Buffalo News columnist Bob DiCesare likened the recent trade to "purging the rot" and wrote in January that McGahee was "embarrassing the franchise and the community at every turn."

 

"McGahee has worn out his welcome in this town," DiCesare wrote, using far friendlier language than many Bills fans.

 

"That's just crazy to me," says McGahee's former high school coach, Tim "Ice" Harris. "Based on the time I spent with him, it's difficult for me to understand why they'd think that."

 

And says Don Soldinger, his position coach at the University of Miami: "Those things people talk about him, I never saw any of that."

 

In Miami, they remember the hardest-working player they'd ever seen, a young man who never found himself in trouble, always spoke respectfully and understood his role perfectly.
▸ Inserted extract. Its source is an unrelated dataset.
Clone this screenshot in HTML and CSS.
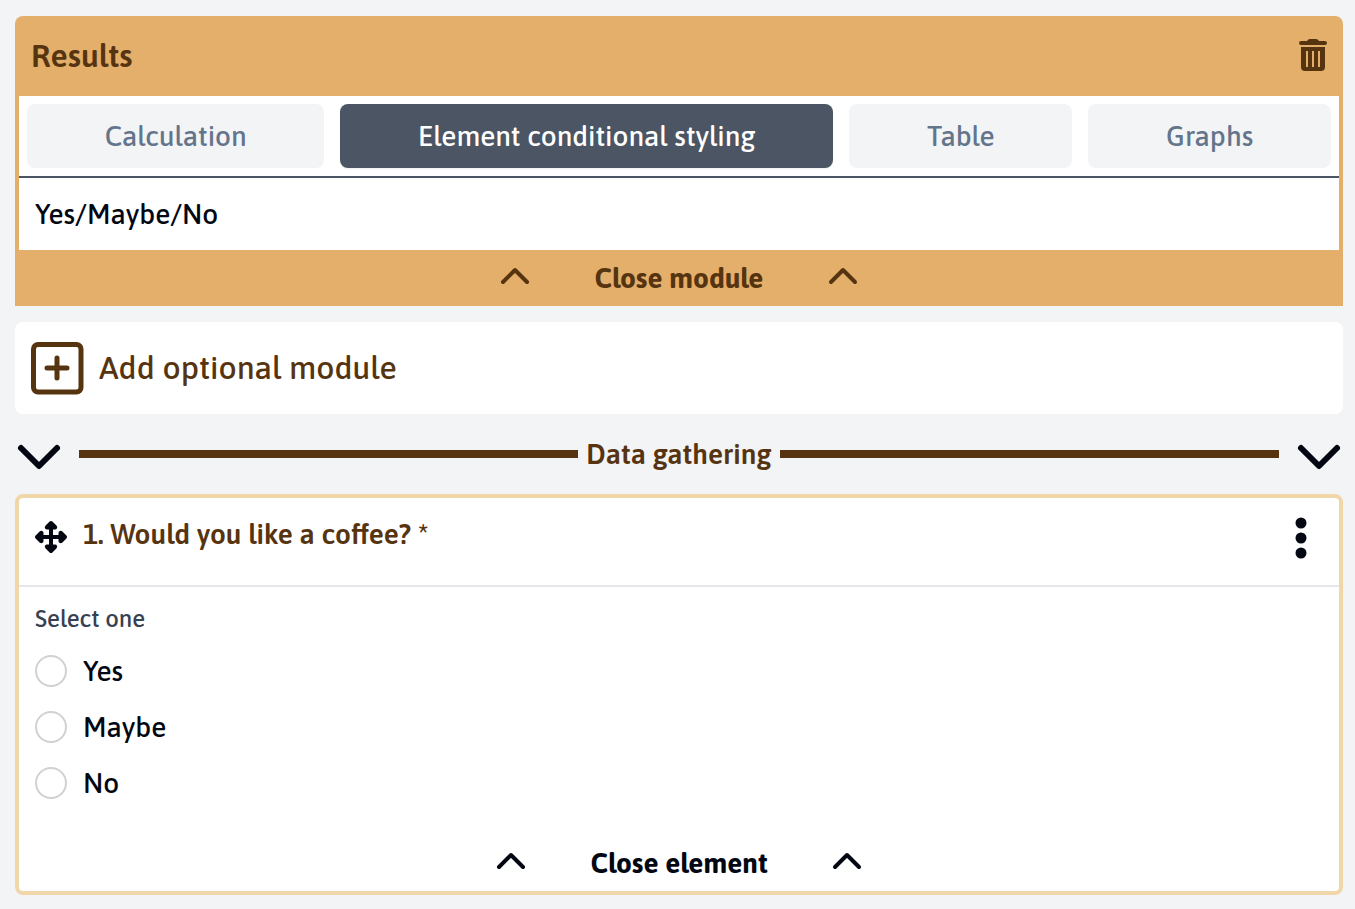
FILE: index.html
```
<!DOCTYPE html>
<html lang="en">
<head>
  <meta charset="UTF-8">
  <title>Survey editor</title>
  <meta name="viewport" content="width=device-width, initial-scale=1.0">
  <link rel="stylesheet" href="styles.css">
</head>
<body>
  <section class="module">
    <header class="module-header">
      <h2>Results</h2>
      <button type="button" class="icon-btn" aria-label="Delete module">
        <svg width="28" height="34" viewBox="0 0 28 34" fill="currentColor">
          <path d="M2 2H8Q9 0 11 0H17Q19 0 20 2H26Q28 2 28 4T26 6H2Q0 6 0 4T2 2Z"/>
          <path fill-rule="evenodd" d="M2 8H26V28Q26 32 22 32H6Q2 32 2 28ZM7 12V28H9V12ZM13 12V28H15V12ZM19 12V28H21V12Z"/>
        </svg>
      </button>
    </header>
    <div class="module-body">
      <nav class="tabs">
        <button type="button" class="tab">Calculation</button>
        <button type="button" class="tab active">Element conditional styling</button>
        <button type="button" class="tab">Table</button>
        <button type="button" class="tab">Graphs</button>
      </nav>
      <p class="module-row">Yes/Maybe/No</p>
    </div>
    <button type="button" class="close-btn">
      <svg width="32" height="32" viewBox="0 0 32 32"><path class="stroke" d="M4 20 16 8 28 20"/></svg>
      <span>Close module</span>
      <svg width="32" height="32" viewBox="0 0 32 32"><path class="stroke" d="M4 20 16 8 28 20"/></svg>
    </button>
  </section>

  <button type="button" class="add-module">
    <svg width="52" height="52" viewBox="0 0 52 52">
      <rect class="box" x="2.500" y="2.500" width="47.500" height="47.500" rx="4.500"/>
      <path class="plus" d="M16 26H36M26 16V36"/>
    </svg>
    <span>Add optional module</span>
  </button>

  <div class="divider">
    <button type="button" class="icon-btn" aria-label="Collapse section">
      <svg width="48" height="48" viewBox="0 0 48 48"><path class="stroke" d="M6 18 24 36 42 18"/></svg>
    </button>
    <div class="divider-title">
      <h3>Data gathering</h3>
    </div>
    <button type="button" class="icon-btn" aria-label="Collapse section">
      <svg width="48" height="48" viewBox="0 0 48 48"><path class="stroke" d="M6 18 24 36 42 18"/></svg>
    </button>
  </div>

  <section class="element">
    <header class="element-header">
      <button type="button" class="icon-btn drag-handle" aria-label="Move element">
        <svg width="32" height="32" viewBox="0 0 32 32" fill="currentColor">
          <path d="M14.600 .6Q16-.6 17.400 .6L21.400 4.600Q22.600 6 22 7.200Q21.400 8.500 20 8.500H18V14H23.500V12Q23.500 10.600 24.800 10Q26.200 9.500 27.400 10.600L31.400 14.600Q32.600 16 31.400 17.400L27.400 21.400Q26.200 22.500 24.800 22Q23.500 21.400 23.500 20V18H18V23.500H20Q21.400 23.500 22 24.800Q22.600 26 21.400 27.400L17.400 31.400Q16 32.600 14.600 31.400L10.600 27.400Q9.400 26 10 24.800Q10.600 23.500 12 23.500H14V18H8.500V20Q8.500 21.400 7.200 22Q5.800 22.500 4.600 21.400L.6 17.400Q-.6 16 .6 14.600L4.600 10.600Q5.800 9.500 7.200 10Q8.500 10.600 8.500 12V14H14V8.500H12Q10.600 8.500 10 7.200Q9.400 6 10.600 4.600Z"/>
        </svg>
      </button>
      <h3>1. Would you like a coffee? *</h3>
      <button type="button" class="icon-btn" aria-label="Element options">
        <svg width="44" height="44" viewBox="0 0 44 44" fill="currentColor">
          <circle cx="22" cy="7" r="5.500"/>
          <circle cx="22" cy="22" r="5.500"/>
          <circle cx="22" cy="37" r="5.500"/>
        </svg>
      </button>
    </header>
    <fieldset class="options">
      <legend>Select one</legend>
      <label class="option"><input type="radio" name="coffee" value="yes">Yes</label>
      <label class="option"><input type="radio" name="coffee" value="maybe">Maybe</label>
      <label class="option"><input type="radio" name="coffee" value="no">No</label>
    </fieldset>
    <button type="button" class="close-btn">
      <svg width="32" height="32" viewBox="0 0 32 32"><path class="stroke" d="M4 20 16 8 28 20"/></svg>
      <span>Close element</span>
      <svg width="32" height="32" viewBox="0 0 32 32"><path class="stroke" d="M4 20 16 8 28 20"/></svg>
    </button>
  </section>
</body>
</html>
```
FILE: styles.css
```
* {
  box-sizing: border-box;
}
body {
  margin: 0;
  padding: 16px 12px 14px 15px;
  font-family: Asap, Roboto, sans-serif;
  font-size: 28px;
  font-weight: 500;
  line-height: 40px;
  background: #f3f4f6;
  color: #030712;
}
h2, h3, p {
  margin: 0;
}
button {
  font: inherit;
  color: inherit;
  background: none;
  border: none;
  padding: 0;
  cursor: pointer;
}
svg {
  display: block;
}
.icon-btn {
  flex: none;
}
.stroke {
  fill: none;
  stroke: currentColor;
  stroke-width: 4;
  stroke-linecap: round;
  stroke-linejoin: round;
}
/* Results module */
.module {
  background: #e3af6b;
  color: #573410;
  border-radius: 8px 8px 0 0;
}
.module-header {
  display: flex;
  justify-content: space-between;
  align-items: center;
  height: 80px;
  padding: 0 16px;
}
.module-header h2 {
  font-size: 32px;
  font-weight: 600;
}
.module-body {
  margin: 0 4px;
  background: #fff;
  color: #030712;
}
.tabs {
  display: flex;
  gap: 16px;
  padding: 8px;
  border-bottom: 2px solid #4b5563;
}
.tab {
  flex: 1 1 auto;
  height: 64px;
  border-radius: 8px;
  background: #f3f4f6;
  color: #64748b;
}
.tab.active {
  background: #4b5563;
  color: #fff;
  box-shadow: 0 1px 2px #0001;
}
.module-row {
  padding: 16px;
}
.close-btn {
  display: flex;
  justify-content: center;
  align-items: center;
  gap: 64px;
  width: 100%;
  height: 56px;
  font-weight: 700;
}
/* Add module */
.add-module {
  display: flex;
  align-items: center;
  gap: 16px;
  width: 100%;
  margin-top: 16px;
  padding: 20px 16px;
  border-radius: 8px;
  background: #fff;
  color: #573410;
  font-size: 32px;
}
.add-module svg {
  overflow: visible;
}
.add-module .box, .add-module .plus {
  fill: none;
  stroke: currentColor;
  stroke-width: 5;
  stroke-linecap: round;
}
/* Section divider */
.divider {
  display: flex;
  align-items: center;
  gap: 16px;
  height: 80px;
}
.divider .stroke {
  stroke-width: 6;
}
.divider-title {
  flex: 1;
  display: flex;
  align-items: center;
  gap: 8px;
  color: #573410;
}
.divider-title::before, .divider-title::after {
  content: "";
  flex: 1;
  height: 8px;
  background: #573410;
}
.divider-title h3 {
  font-size: 28px;
  font-weight: 600;
}
/* Question element */
.element {
  border: 4px solid #f1d6a9;
  border-radius: 8px;
  background: #fff;
}
.element-header {
  display: flex;
  align-items: flex-start;
  gap: 16px;
  padding: 16px 16px 25px;
  border-bottom: 2px solid #e5e7eb;
}
.element-header .icon-btn {
  padding-top: 2px;
}
.element-header .drag-handle {
  padding-top: 7px;
}
.element-header h3 {
  flex: 1;
  color: #573410;
  font-size: 28px;
  font-weight: 600;
}
.options {
  margin: 0;
  padding: 12px 16px 24px;
  border: none;
}
.options legend {
  float: left;
  width: 100%;
  margin-bottom: 4px;
  padding: 0;
  font-size: 24px;
  color: #374151;
}
.option {
  display: flex;
  align-items: center;
  gap: 16px;
  clear: both;
  height: 56px;
}
.option input {
  appearance: none;
  width: 32px;
  height: 32px;
  margin: 0;
  border: 2px solid #d1d1d1;
  border-radius: 50%;
  background: #fff;
}
.option input:checked {
  border: 10px solid #573410;
}
```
In Buffalo, however, they speak of a player with poor work ethic, who fathered three children out of wedlock in less than two years and publicly suggested the Bills abandon Buffalo and move to Canada.

 

"I've grown a whole lot," McGahee says. "It doesn't feel like it's been five years since college. Coming from Miami, I was used to partying, going out, just having something to do every night. Restaurants, whatever. Going to Buffalo, it was like hitting a brick wall. Like, 'Da*n!' Can't go out, can't do nothing. There's an Applebee's, a TGI Friday's, and they just got a Dave & Busters. They got that, and I'm like, 'What the?' And, you know, the women ...

 

"You see, when I was in college that's what I used to thrive off of," the 25-year-old says. "The better you do, the more fame you get. So you know, it was like, I was used to that. And then you get to Buffalo and no matter how you do, it's the same. It's no big city. You know what I did every day? I came home and played video games."

 

His disenchantment seeped onto the football field. He was running behind a poor offensive line, with an inexperienced quarterback and an ineffective passing game. Opposing defenses would take advantage and build an impenetrable wall of eight or nine defenders. The result: After scoring 13 touchdowns in 2004, McGahee had just 11 in the next two seasons combined. And after running for 1,247 yards in 2005, he finished last season with 990. Last season he had just four runs of 20 or more yards.

 

"He played hard for us and he did a nice job for us," Bills coach Dick Jauron said. "Once again, it just comes back to the fact you look at the whole thing and look at the overview and feel like [the trade] is the best thing for us."